An app to create a storybook/flipbook using LLM and stable diffusion models. You tell it a rough story and it will generate a story with illustrations.
This project uses an LLM to generate a story and a diffusion model to generate image illustrations. It's a very simplified use case of AI models to demonstrate how easy it is to integrate CloudFlare AI on apps. This project uses two models,
@hf/thebloke/mistral-7b-instruct-v0.1-awq to generate the story and extracting a suitable illustration description
@cf/stabilityai/stable-diffusion-xl-base-1.0 to generate the illustration
This is not the first time I worked with CloudFlare Workers, but this is the first time I tried the Workers AI services. I have to say the models are plenty and the inference time is quite fast too. With easy integration using Cloudflare AI SDK and easy deployment using wrangler, my experience with developing this app has been really fun.
The idea behind this app is to create a “benchmark” how easy it is to use CloudFlare AI compared to other services? So, I created the simplest app possible I can imagine, (1) create stories using LLM and (2) create illustrations using those stories.
To achieve this, I used two AI models:
Multiple Models
Text Generation: @hf/thebloke/mistral-7b-instruct-v0.1-awq to generate the story and extracting a suitable illustration description.

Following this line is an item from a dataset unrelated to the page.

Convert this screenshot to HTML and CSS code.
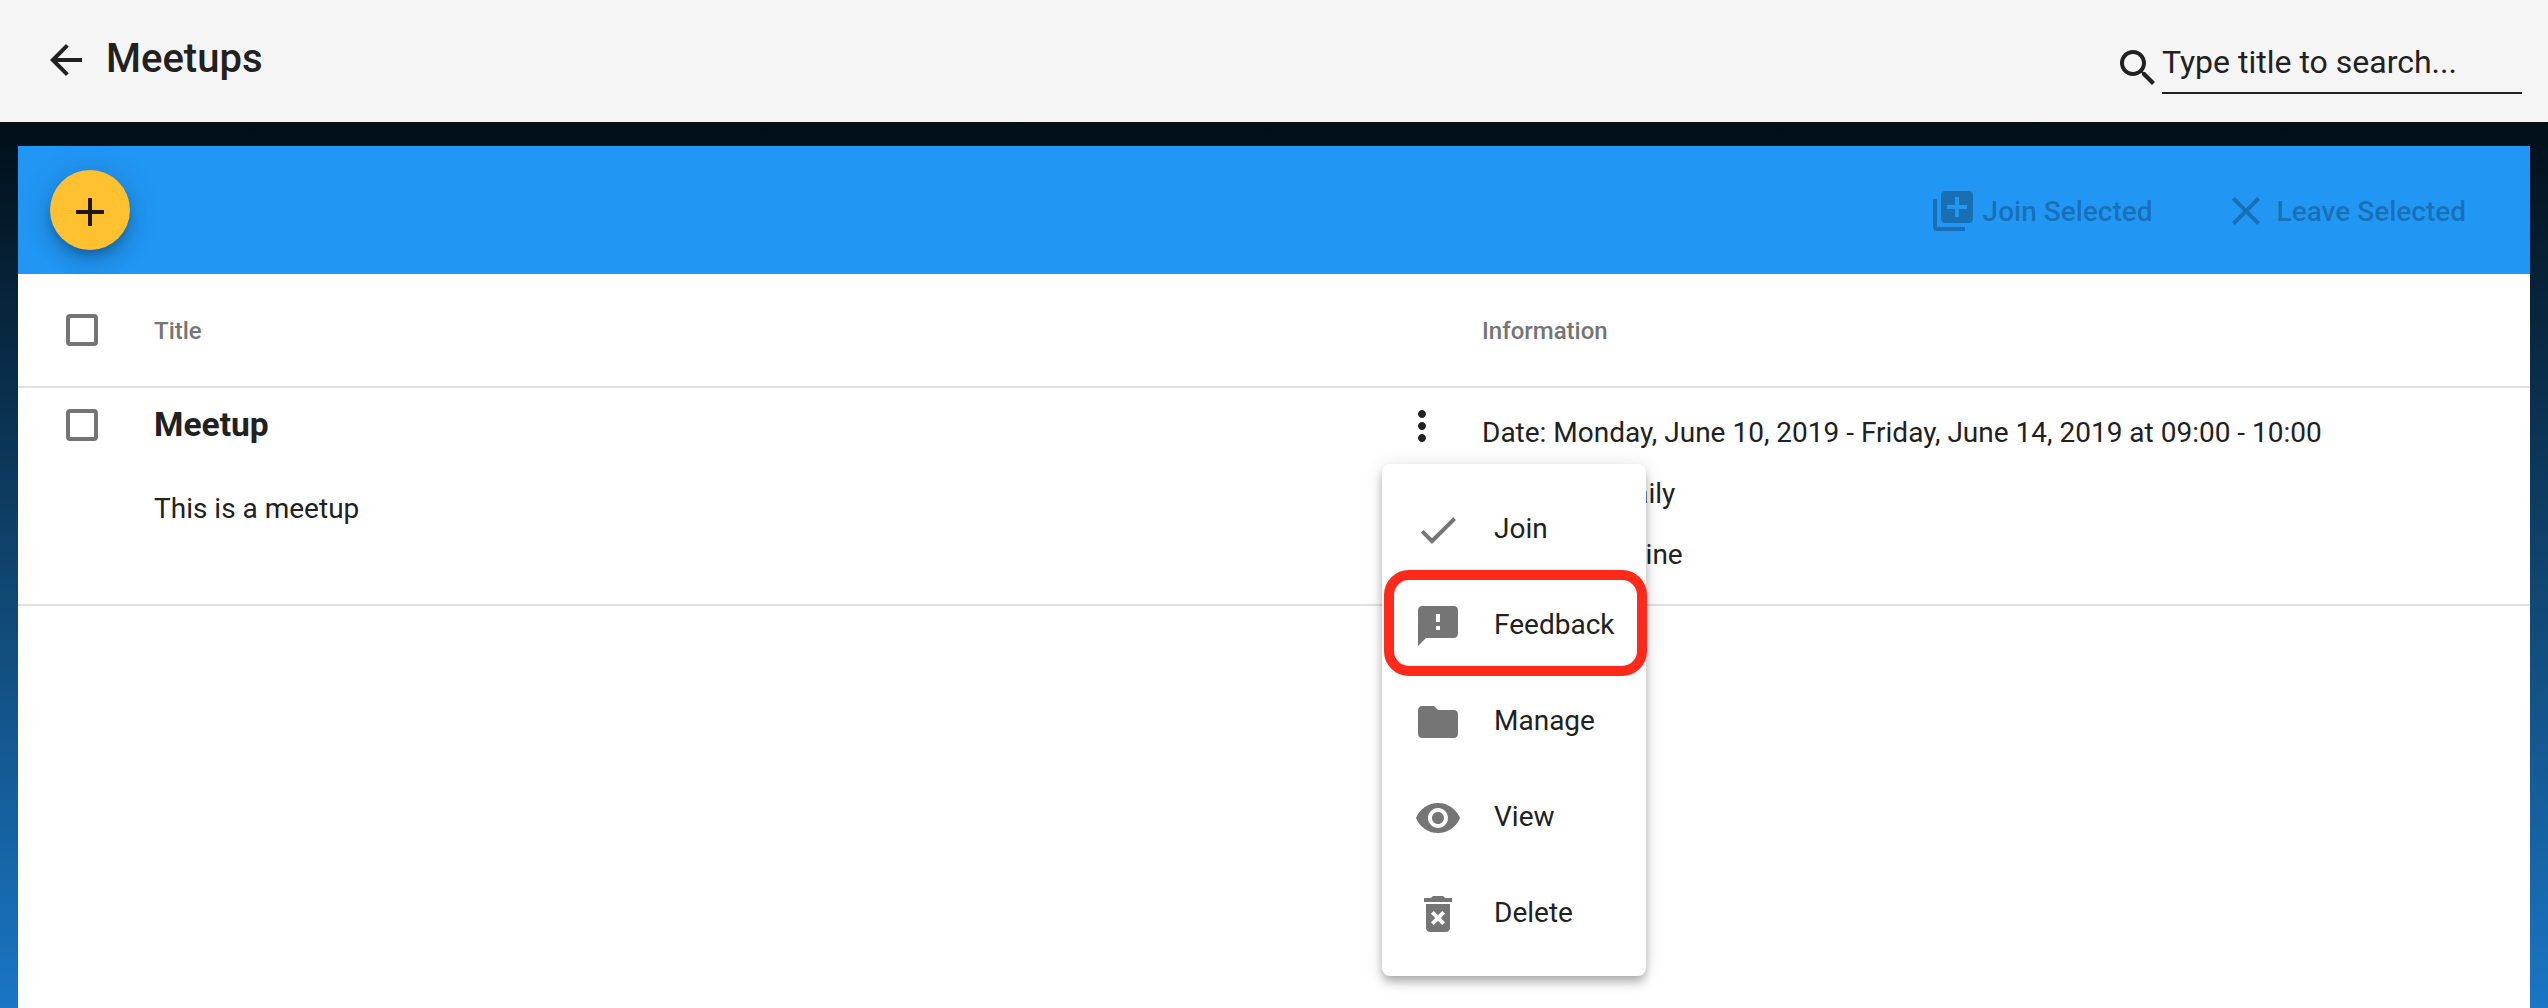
FILE: index.html
```html
<!DOCTYPE html>
<html lang="en">
<head>
<meta charset="utf-8">
<title>Meetups</title>
<link rel="stylesheet" href="styles.css">
</head>
<body>
<header class="topbar">
  <svg class="icon" viewBox="0 0 24 24"><path d="M20 11H7.83l5.59-5.59L12 4l-8 8 8 8 1.41-1.41L7.83 13H20v-2z"/></svg>
  <h1 class="page-title">Meetups</h1>
  <div class="search">
    <svg class="icon" viewBox="0 0 24 24"><path d="M15.5 14h-.79l-.28-.27C15.41 12.59 16 11.11 16 9.5 16 5.91 13.09 3 9.5 3S3 5.91 3 9.5 5.91 16 9.5 16c1.61 0 3.09-.59 4.23-1.57l.27.28v.79l5 4.99L20.49 19l-4.99-5zm-6 0C7.01 14 5 11.99 5 9.5S7.01 5 9.5 5 14 7.01 14 9.5 11.99 14 9.5 14z"/></svg>
    <div class="search-field">Type title to search...</div>
  </div>
</header>
<main class="content">
  <div class="toolbar">
    <div class="fab"><svg class="icon" viewBox="0 0 24 24"><path d="M19 13h-6v6h-2v-6H5v-2h6V5h2v6h6v2z"/></svg></div>
    <div class="action join">
      <svg class="icon" viewBox="0 0 24 24"><path d="M4 6H2v14c0 1.1.9 2 2 2h14v-2H4V6zm16-4H8c-1.1 0-2 .9-2 2v12c0 1.1.9 2 2 2h12c1.1 0 2-.9 2-2V4c0-1.1-.9-2-2-2zm-1 9h-4v4h-2v-4H9V9h4V5h2v4h4v2z"/></svg>
      <span>Join Selected</span>
    </div>
    <div class="action leave">
      <svg class="icon" viewBox="0 0 24 24"><path d="M19 6.41L17.59 5 12 10.59 6.41 5 5 6.41 10.59 12 5 17.59 6.41 19 12 13.41 17.59 19 19 17.59 13.41 12z"/></svg>
      <span>Leave Selected</span>
    </div>
  </div>
  <div class="row head">
    <div class="check"></div>
    <div class="label">Title</div>
    <div></div>
    <div class="label">Information</div>
  </div>
  <div class="row item">
    <div class="check"></div>
    <div>
      <h2 class="meetup-title">Meetup</h2>
      <p class="meetup-text">This is a meetup</p>
    </div>
    <div class="more">
      <svg class="icon" viewBox="0 0 24 24"><path d="M12 8c1.1 0 2-.9 2-2s-.9-2-2-2-2 .9-2 2 .9 2 2 2zm0 2c-1.1 0-2 .9-2 2s.9 2 2 2 2-.9 2-2-.9-2-2-2zm0 6c-1.1 0-2 .9-2 2s.9 2 2 2 2-.9 2-2-.9-2-2-2z"/></svg>
      <div class="menu">
        <div class="menu-item"><svg class="icon" viewBox="0 0 24 24"><path d="M9 16.17L4.83 12l-1.42 1.41L9 19 21 7l-1.41-1.41z"/></svg>Join</div>
        <div class="menu-item highlighted"><svg class="icon" viewBox="0 0 24 24"><path d="M20 2H4c-1.1 0-1.99.9-1.99 2L2 22l4-4h14c1.1 0 2-.9 2-2V4c0-1.1-.9-2-2-2zm-7 12h-2v-2h2v2zm0-4h-2V6h2v4z"/></svg>Feedback</div>
        <div class="menu-item"><svg class="icon" viewBox="0 0 24 24"><path d="M10 4H4c-1.1 0-1.99.9-1.99 2L2 18c0 1.1.9 2 2 2h16c1.1 0 2-.9 2-2V8c0-1.1-.9-2-2-2h-8l-2-2z"/></svg>Manage</div>
        <div class="menu-item"><svg class="icon" viewBox="0 0 24 24"><path d="M12 4.5C7 4.5 2.73 7.61 1 12c1.73 4.39 6 7.5 11 7.5s9.27-3.11 11-7.5c-1.73-4.39-6-7.5-11-7.5zM12 17c-2.76 0-5-2.24-5-5s2.24-5 5-5 5 2.24 5 5-2.24 5-5 5zm0-8c-1.66 0-3 1.34-3 3s1.34 3 3 3 3-1.34 3-3-1.34-3-3-3z"/></svg>View</div>
        <div class="menu-item"><svg class="icon" viewBox="0 0 24 24"><path d="M6 19c0 1.1.9 2 2 2h8c1.1 0 2-.9 2-2V7H6v12zm2.46-7.12l1.41-1.41L12 12.59l2.12-2.12 1.41 1.41L13.41 14l2.12 2.12-1.41 1.41L12 15.41l-2.12 2.12-1.41-1.41L10.59 14l-2.13-2.12zM15.5 4l-1-1h-5l-1 1H5v2h14V4z"/></svg>Delete</div>
      </div>
    </div>
    <div class="info">
      <div>Date: Monday, June 10, 2019 - Friday, June 14, 2019 at 09:00 - 10:00</div>
      <div>Recurring: Daily</div>
      <div>Location: Online</div>
    </div>
  </div>
</main>
</body>
</html>
```
FILE: styles.css
```css
* { box-sizing: border-box; }
body {
  margin: 0;
  height: 1008px;
  overflow: hidden;
  display: flex;
  flex-direction: column;
  font-family: Roboto, "Liberation Sans", sans-serif;
  font-size: 28px;
  color: #212121;
  background: linear-gradient(#000c14 100px, #114a78 620px, #1976c4 1008px);
}
h1, h2, p { margin: 0; }
.icon { width: 48px; height: 48px; flex: none; fill: currentColor; display: block; }
.topbar {
  height: 122px;
  flex: none;
  padding: 0 26px 0 42px;
  display: flex;
  align-items: center;
  background: #f5f5f5;
}
.topbar > .icon { margin-bottom: 2px; }
.page-title {
  margin-left: 16px;
  padding-bottom: 4px;
  font-size: 40px;
  font-weight: 500;
  line-height: 48px;
}
.search { margin-left: auto; display: flex; align-items: flex-start; padding-top: 10px; }
.search .icon { margin-top: 5px; }
.search-field {
  width: 360px;
  height: 55px;
  font-size: 32px;
  line-height: 46px;
  border-bottom: 2px solid #212121;
}
.content { flex: 1; margin: 24px 18px 0; background: #fff; }
.toolbar {
  height: 128px;
  padding: 0 64px 0 32px;
  display: flex;
  align-items: center;
  background: #2196f3;
}
.fab {
  width: 80px;
  height: 80px;
  padding: 18px 16px 14px;
  border-radius: 50%;
  background: #ffc12f;
  color: rgba(0, 0, 0, .87);
  box-shadow: 0 6px 10px -2px rgba(0, 0, 0, .2), 0 12px 20px rgba(0, 0, 0, .14), 0 2px 36px rgba(0, 0, 0, .12);
}
.action { display: flex; align-items: center; font-weight: 500; color: rgba(0, 0, 0, .26); padding-top: 2px; }
.join { margin-left: auto; gap: 6px; }
.leave { margin-left: 69px; gap: 7px; }
.row {
  display: grid;
  grid-template-columns: 88px 1244px 84px 1fr;
  padding-left: 48px;
  border-bottom: 2px solid #e0e0e0;
}
.head { height: 114px; align-items: center; font-size: 24px; font-weight: 500; color: #757575; }
.label { padding-top: 2px; }
.item { height: 218px; }
.check { width: 32px; height: 32px; border: 4px solid #757575; border-radius: 4px; }
.item .check { margin-top: 21px; }
.meetup-title { margin-top: 17px; font-size: 33.6px; line-height: 40px; font-weight: 700; }
.meetup-text { margin-top: 48px; line-height: 32px; }
.more { position: relative; padding-top: 14px; }
.info { padding-top: 14px; line-height: 61px; }
.menu {
  position: absolute;
  left: -16px;
  top: 76px;
  width: 264px;
  padding: 16px 0;
  border-radius: 8px;
  background: #fff;
  box-shadow: 0 4px 8px -2px rgba(0, 0, 0, .2), 0 8px 10px rgba(0, 0, 0, .14), 0 2px 20px rgba(0, 0, 0, .12);
}
.menu-item { position: relative; height: 96px; padding-left: 32px; display: flex; align-items: center; gap: 32px; }
.menu-item .icon { color: #757575; margin-top: 4px; }
.highlighted::after {
  content: "";
  position: absolute;
  inset: -6px -1px -4px 2px;
  border: 10px solid #ff2a1c;
  border-radius: 25px;
}
```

Text-to-Image: @cf/stabilityai/stable-diffusion-xl-base-1.0 to generate the illustration
I built the web app using Vite, React, and Mantine and the backend using CloudFlare Page Functions. Overall, the creation and integration process was smooth and I couldn’t appreciate enough how wrangler makes it easy to deploy the web app.
What I Learned
The CloudFlare platform has grown into a much larger and complete ecosystem, offering developers a complete set of tools to build and scale their apps. With great developer experience offered by wrangler, developing apps using CloudFlare is really a bliss.
However, I also faced some limitation with the Mistral model, which are the limited number of tokens. Sometimes the generated stories are incomplete, but we can solve this by tuning the prompt to include the maximum number of sentences per story.
Another room for improvement is to implement story continuation, in case the previous response is incomplete or trying different art style to make the illustration more appealing.